Find something you love to do out of the house that you could do any day of the week. Hiking, biking, walking, going to the gym, drinking coffee at coffeeshops, going to the library etc. Since you struggle with social anxiety, the activity doesn't have to be inherently social. Just do your own thing. Start small and do the activity consistently for at least one month. Aim to do this early in your day so you break the chain of negative habits at home that you've developed to this point. 

-Social anxiety.

For reference, 6 years ago, I couldn't hold basic small talk with a cashier. No eye contact. Complete awkwardness. It was bad. Now, I can play around with a good portion of cashiers and joke around and make them laugh. I think the biggest misconception about social skills/confidence, the lack thereof is what usually contributes to social anxiety, is that they are fixed and unchangeable. However, they are called social skills not social talents. You can get better at these, and with practice and repetition, get better over time, which will reduce your social anxiety, or at a minimum, give you enough confidence to push through the anxiety and be more social. A prime example of this from my life was this past weekend. I've been struggling recently with going out solo for similar reasons. However, I knew the thoughts that were going to knock me off track, and I just acknowledged them when they happened and moved on. I was near screaming in my car on the way there, but once I got in and got dancing all that melted away and I was able to have fun for a bit. I've dealt with a lot recently and backslid, but with practice being social gets a lot easier.

I highly recommend the Art of Charm podcast as a starting point for learning social skills.

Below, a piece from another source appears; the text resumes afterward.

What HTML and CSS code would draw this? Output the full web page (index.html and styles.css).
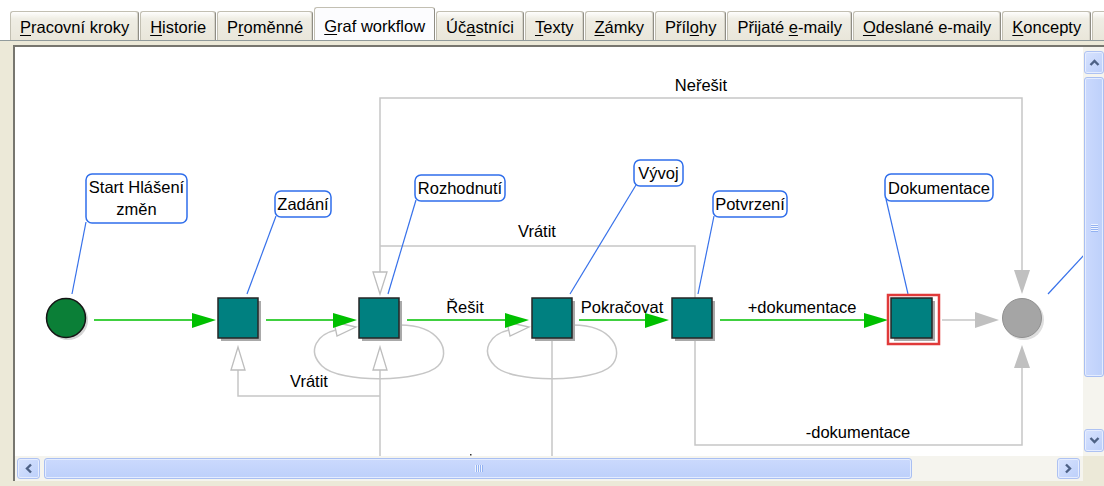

The podcasts are usually quite actionable and will help improve your interactions with others, which obviously will make you want to be more social in the long term. 

-The worst thing you can do.

The absolute worst thing you can do is not face your fears. That makes them grow. If you don't face your fears and run away constantly, your brain will accept that as the proper response, and you will not grow. One of the greatest feelings in the world is overcoming what you thought your prior limitations were. This instills true confidence. 

Anxiety evolved to help man focus on what was going to kill them--they felt anxiety when they saw a saber-tooth tiger. Consequently, it's a tool that can be a bit too strong for everyday modern living. Anxiety is like a radar, telling you on what you should be focusing on, the most immediate threat to your existence. As you work through the problem, the anxiety will reduce. Your social anxiety is likely high since you likely have less experience, comparatively speaking. The solution to this will have to include being more social, full stop. 

I highly recommend Alice Clark's Hack Your Anxiety. Changed my understanding of myself quite a bit. My experience says the core tenet of the book is true.

Hope this helps.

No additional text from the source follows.